Bookmark and Share

The Sword of Deadline-ocles

Is it wrong to write about writing about your writing?


 

It’s Thursday night, seven minutes after midnight, which technically means Friday. My column—this column—is due on Friday. The Sword of Deadline-ocles hangs over my head.

I blame Rob Garbowski.

Rob Garbowski is (warning: blatant, gratuitous friend-band plug cometh) the drummer for a smokin’ hard-rock band called SweetTooth. Rob and I are friends and all, but the other day he said something that irritated my ass off.

He was detailing the reasons he was not impressed by a recent column I had written and concluded by saying, “I could tell that you phoned that one in.”

Now, normally I welcome criticism. Constructive criticism has improved my writing a great deal over the years, not the least of which came from Rob, who you can always count on for honest and intelligent critique.

So, I hope you take it in the right spirit, Rob, when I tell you to lick my liver blisters.

This is not the first time I’ve heard that particular criticism. There have been many friends and acquaintances over the years who have accused me of phoning in one column or another—meaning, I assume, that I didn’t try hard enough or care sufficiently about the article in question. Well, people, for the record, I have never phoned one in.
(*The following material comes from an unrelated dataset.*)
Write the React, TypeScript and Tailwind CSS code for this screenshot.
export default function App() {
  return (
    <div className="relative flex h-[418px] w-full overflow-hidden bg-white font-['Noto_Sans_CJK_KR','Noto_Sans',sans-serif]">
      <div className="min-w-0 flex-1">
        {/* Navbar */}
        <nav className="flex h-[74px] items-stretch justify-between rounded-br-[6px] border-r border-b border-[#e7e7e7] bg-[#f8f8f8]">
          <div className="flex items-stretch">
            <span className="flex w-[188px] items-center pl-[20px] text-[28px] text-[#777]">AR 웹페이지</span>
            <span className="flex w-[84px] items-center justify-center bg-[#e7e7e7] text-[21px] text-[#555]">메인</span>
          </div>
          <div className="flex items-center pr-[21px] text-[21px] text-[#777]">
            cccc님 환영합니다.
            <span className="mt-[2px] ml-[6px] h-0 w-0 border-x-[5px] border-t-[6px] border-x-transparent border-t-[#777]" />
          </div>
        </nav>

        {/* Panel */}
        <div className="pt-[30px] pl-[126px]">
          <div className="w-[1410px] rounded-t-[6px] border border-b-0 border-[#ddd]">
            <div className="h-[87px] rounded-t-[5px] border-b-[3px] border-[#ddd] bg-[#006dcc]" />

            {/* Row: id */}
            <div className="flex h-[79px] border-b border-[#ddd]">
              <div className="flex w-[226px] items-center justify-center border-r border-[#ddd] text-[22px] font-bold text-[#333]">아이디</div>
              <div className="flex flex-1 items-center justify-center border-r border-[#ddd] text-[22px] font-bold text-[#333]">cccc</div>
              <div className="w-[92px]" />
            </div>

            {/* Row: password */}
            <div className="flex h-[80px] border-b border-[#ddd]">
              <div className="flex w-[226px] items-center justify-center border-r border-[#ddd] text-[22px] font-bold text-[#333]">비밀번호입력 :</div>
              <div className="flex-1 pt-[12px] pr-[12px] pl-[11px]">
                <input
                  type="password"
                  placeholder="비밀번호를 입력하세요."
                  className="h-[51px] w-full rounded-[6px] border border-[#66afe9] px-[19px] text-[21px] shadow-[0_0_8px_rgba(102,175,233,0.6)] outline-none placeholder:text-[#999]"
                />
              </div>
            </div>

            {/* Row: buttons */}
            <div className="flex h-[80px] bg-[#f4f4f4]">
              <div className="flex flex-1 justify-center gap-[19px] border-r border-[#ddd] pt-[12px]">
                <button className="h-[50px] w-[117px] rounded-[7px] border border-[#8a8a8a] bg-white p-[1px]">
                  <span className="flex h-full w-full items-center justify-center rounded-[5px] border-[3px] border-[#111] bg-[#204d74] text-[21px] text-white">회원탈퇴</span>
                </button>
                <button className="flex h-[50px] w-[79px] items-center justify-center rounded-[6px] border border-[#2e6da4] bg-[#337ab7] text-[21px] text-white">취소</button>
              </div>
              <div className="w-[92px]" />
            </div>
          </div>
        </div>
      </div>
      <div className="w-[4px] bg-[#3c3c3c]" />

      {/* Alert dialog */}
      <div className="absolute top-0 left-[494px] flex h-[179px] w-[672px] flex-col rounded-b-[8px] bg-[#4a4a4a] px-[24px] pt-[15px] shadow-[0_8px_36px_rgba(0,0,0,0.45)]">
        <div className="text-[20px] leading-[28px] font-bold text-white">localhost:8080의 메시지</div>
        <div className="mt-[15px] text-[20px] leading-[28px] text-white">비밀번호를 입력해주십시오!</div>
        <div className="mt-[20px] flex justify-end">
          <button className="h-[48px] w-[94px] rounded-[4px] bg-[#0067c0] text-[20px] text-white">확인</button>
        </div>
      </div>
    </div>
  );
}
This is not to suggest that I am incapable of not caring or not trying. The truth is, phoning shit in is something at which I excel: I phone in my chores, I phone in my taxes, I phone in my workouts. I’m generally a lazy person who would phone his phone calls in if such a thing were possible. But this column is different. This column, you know, it goes out there; it goes out to people—people who scrutinize it—people who are just waiting for it to start sucking so they can tear me to shreds. People like you.
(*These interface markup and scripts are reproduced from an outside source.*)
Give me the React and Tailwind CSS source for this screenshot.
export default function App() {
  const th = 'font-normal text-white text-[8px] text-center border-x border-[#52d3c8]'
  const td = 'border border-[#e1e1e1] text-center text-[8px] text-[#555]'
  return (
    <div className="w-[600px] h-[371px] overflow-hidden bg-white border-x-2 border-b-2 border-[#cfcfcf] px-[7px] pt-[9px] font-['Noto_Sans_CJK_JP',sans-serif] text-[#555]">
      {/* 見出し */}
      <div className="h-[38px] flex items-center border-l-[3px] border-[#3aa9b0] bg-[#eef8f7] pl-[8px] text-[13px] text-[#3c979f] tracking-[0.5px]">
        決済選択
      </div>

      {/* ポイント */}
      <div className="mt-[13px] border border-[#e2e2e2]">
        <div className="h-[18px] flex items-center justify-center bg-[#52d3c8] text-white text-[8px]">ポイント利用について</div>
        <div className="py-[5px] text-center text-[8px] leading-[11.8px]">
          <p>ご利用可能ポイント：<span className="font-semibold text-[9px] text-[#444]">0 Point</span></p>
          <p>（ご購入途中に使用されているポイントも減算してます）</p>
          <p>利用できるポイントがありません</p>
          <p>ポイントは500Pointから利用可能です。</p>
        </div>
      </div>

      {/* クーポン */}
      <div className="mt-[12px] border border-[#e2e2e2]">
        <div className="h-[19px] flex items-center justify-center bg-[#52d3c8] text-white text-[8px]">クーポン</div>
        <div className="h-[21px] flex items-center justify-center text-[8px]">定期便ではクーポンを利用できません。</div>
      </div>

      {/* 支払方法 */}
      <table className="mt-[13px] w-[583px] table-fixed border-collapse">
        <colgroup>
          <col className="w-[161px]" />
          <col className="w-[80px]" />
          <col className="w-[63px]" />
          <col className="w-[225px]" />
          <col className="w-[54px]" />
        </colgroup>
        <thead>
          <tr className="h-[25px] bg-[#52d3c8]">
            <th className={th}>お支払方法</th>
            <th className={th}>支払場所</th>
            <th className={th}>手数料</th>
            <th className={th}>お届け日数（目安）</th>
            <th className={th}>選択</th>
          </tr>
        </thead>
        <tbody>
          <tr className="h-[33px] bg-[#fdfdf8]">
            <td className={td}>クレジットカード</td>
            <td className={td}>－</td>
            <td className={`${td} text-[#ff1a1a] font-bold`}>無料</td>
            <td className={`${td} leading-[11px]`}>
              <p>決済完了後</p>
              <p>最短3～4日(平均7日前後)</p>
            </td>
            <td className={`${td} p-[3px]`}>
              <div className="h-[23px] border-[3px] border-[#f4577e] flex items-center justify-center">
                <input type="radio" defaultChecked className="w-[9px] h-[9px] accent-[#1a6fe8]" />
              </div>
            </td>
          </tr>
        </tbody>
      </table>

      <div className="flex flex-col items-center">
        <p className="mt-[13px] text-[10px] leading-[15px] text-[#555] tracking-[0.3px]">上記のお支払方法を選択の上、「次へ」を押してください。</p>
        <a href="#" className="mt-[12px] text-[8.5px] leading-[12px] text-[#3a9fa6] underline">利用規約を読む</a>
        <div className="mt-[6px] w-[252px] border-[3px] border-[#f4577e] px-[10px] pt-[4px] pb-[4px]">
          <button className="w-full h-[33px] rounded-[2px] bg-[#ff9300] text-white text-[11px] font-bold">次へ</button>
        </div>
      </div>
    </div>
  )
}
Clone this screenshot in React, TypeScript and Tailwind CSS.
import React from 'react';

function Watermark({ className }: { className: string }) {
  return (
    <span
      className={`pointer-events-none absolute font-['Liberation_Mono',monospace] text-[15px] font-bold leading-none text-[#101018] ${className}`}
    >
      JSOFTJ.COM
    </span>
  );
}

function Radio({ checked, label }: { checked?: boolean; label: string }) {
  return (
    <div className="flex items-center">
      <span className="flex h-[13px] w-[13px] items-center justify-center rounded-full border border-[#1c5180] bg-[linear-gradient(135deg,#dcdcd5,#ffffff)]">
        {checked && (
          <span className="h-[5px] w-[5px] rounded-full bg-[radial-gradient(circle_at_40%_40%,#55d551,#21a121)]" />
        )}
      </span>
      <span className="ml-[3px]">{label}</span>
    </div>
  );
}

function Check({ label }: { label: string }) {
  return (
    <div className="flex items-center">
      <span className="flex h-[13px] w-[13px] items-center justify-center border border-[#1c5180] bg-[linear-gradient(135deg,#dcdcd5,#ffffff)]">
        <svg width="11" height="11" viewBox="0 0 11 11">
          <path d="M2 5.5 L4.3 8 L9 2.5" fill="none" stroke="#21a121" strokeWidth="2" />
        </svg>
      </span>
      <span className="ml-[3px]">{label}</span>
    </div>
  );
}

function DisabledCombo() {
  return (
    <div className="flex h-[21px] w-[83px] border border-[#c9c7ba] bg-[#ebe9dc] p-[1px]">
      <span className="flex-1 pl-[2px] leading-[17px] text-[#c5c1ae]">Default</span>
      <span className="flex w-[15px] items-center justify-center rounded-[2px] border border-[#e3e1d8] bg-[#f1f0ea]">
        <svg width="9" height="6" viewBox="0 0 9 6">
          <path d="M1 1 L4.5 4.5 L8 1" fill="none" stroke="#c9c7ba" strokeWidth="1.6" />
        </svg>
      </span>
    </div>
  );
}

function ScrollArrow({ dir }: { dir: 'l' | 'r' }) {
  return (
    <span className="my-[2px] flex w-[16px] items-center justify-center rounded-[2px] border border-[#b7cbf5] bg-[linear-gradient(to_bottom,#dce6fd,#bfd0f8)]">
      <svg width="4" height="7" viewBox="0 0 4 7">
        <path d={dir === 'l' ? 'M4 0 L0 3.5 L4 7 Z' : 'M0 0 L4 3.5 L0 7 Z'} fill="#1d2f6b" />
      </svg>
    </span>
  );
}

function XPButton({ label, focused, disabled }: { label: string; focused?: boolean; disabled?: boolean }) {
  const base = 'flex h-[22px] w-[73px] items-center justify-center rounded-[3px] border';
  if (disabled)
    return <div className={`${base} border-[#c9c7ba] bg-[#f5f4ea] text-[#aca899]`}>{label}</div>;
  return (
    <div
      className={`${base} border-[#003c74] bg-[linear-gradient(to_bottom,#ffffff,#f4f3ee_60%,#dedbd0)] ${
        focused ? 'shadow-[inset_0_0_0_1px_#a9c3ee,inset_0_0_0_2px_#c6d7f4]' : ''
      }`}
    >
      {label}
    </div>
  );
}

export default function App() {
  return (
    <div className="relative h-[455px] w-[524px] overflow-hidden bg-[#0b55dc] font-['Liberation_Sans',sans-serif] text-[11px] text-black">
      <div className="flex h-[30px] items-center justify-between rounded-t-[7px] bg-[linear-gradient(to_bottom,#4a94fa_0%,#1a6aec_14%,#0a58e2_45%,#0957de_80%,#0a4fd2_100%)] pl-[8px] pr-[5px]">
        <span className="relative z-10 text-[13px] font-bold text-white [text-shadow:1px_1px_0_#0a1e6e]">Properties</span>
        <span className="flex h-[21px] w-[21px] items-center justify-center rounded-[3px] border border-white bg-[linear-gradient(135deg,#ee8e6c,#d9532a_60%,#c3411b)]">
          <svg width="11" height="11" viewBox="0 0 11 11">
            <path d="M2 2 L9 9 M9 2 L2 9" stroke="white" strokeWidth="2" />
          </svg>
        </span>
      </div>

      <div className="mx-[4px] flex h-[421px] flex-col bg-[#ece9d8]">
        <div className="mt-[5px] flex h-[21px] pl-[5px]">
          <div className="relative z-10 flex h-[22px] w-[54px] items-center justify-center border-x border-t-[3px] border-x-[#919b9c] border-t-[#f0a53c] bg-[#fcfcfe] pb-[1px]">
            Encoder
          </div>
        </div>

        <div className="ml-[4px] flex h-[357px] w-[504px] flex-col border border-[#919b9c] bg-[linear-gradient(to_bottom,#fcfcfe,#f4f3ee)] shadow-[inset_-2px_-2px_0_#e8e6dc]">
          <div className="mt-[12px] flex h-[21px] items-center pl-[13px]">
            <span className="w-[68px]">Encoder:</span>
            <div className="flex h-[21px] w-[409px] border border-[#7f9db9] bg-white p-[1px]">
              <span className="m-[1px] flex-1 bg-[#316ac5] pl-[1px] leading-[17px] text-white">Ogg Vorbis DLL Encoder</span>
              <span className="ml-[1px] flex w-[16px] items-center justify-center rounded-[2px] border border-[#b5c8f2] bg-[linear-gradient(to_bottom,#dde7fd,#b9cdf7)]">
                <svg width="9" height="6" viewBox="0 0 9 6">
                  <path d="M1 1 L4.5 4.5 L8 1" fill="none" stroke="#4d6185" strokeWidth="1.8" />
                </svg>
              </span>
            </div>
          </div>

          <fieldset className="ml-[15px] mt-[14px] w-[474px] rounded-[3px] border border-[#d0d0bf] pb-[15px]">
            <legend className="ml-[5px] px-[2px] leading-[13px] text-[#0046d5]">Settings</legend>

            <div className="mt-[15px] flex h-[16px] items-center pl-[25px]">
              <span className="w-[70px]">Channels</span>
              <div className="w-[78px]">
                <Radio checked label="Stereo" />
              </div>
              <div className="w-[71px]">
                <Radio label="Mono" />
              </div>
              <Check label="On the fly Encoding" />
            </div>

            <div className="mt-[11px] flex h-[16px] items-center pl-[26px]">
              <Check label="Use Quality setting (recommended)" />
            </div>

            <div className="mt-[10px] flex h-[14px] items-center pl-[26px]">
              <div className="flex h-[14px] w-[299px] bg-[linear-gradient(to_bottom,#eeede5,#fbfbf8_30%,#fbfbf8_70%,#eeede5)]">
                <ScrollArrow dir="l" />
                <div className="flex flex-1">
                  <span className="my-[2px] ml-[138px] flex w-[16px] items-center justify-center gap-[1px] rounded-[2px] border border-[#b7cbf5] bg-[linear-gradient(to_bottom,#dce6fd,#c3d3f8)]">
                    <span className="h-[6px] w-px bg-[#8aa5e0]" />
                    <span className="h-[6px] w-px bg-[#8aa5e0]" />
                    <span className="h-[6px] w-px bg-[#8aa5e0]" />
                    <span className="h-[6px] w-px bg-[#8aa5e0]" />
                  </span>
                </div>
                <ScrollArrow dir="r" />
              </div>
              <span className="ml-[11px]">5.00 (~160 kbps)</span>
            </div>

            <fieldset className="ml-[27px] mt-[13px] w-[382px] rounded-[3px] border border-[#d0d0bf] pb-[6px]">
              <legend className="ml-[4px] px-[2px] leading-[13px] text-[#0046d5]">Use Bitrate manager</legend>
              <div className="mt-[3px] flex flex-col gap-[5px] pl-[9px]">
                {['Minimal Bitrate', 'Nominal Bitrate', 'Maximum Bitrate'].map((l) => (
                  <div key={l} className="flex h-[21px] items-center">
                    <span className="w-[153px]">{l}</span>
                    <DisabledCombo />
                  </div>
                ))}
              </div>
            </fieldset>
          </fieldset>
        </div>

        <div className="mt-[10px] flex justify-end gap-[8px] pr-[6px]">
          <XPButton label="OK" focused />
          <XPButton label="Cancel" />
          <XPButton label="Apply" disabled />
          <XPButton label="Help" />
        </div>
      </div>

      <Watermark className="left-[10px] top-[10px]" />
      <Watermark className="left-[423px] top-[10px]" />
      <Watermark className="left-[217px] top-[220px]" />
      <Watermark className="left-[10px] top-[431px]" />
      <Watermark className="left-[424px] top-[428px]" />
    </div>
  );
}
Don’t deny it. You know it’s true, even if you don’t know it yet. And I’m not blaming you. I’m not mad. Because I’m the same way. It’s how we all are. We’re all waiting for somebody to suck so we can tear them to shreds, and I live in fear of that day when I start sucking and you start shredding, which is why I spend a lot of time on these columns, spend a lot of time inventing ridiculous words, absurdly hyphenating existing phrases, Creating Useless Acronyms (CUA), thinking of various festering organs for my nemeses to lick and, the hardest part of all, finding the right column topic.

Sordid Tales is due every other Friday at 2 p.m. The only time I have any peace in my life is the weekend after I send it in. It’s the time when I don’t worry about what the hell I’m going to write about for my next column. But come Monday, the mad dash to find a premise begins.

I know, I know, at that point, my next deadline is still 11 days away. So why the rush to find a topic? Because I go through topics like coyotes go through canyon puppies. 

Here is my life on the biweekly Hamster Wheel of Despair: I spend one or two days searching for a column idea, followed by one or two days working on it, after which I realize the idea is rubbish, toss it, find another, work it and toss it. I usually do this several times per deadline, and before I know it, it’s Thursday night / Friday morning again and I’ve got the Hamster Droppings of Damocles hanging over my head.

Take this column you’re reading now. Originally it was called (ugh) “Phoning it in.” I pondered for days about whether to go with it, mostly because, a long time ago, I swore I would never do this. I swore I would never write a column about how difficult it is to write a column. It’s the first thing they teach you in Column College.

However, Rob’s “phoning it in” comment kept nagging me, taunting me. I had to write about it, which presented another problem: If I do write about writing my column, should I write that I know it’s wrong to write about it? My inclination is, yes. If I write that I know it’s wrong to write about my writing, the reader might give me a pass. Of course, the whole thought process sent me headlong into the obvious, imminent, infinite regression vortex because now I’m writing about writing about whether it’s right to write about my writing, and uh-oh, see that? I just wrote about writing about writing about writing....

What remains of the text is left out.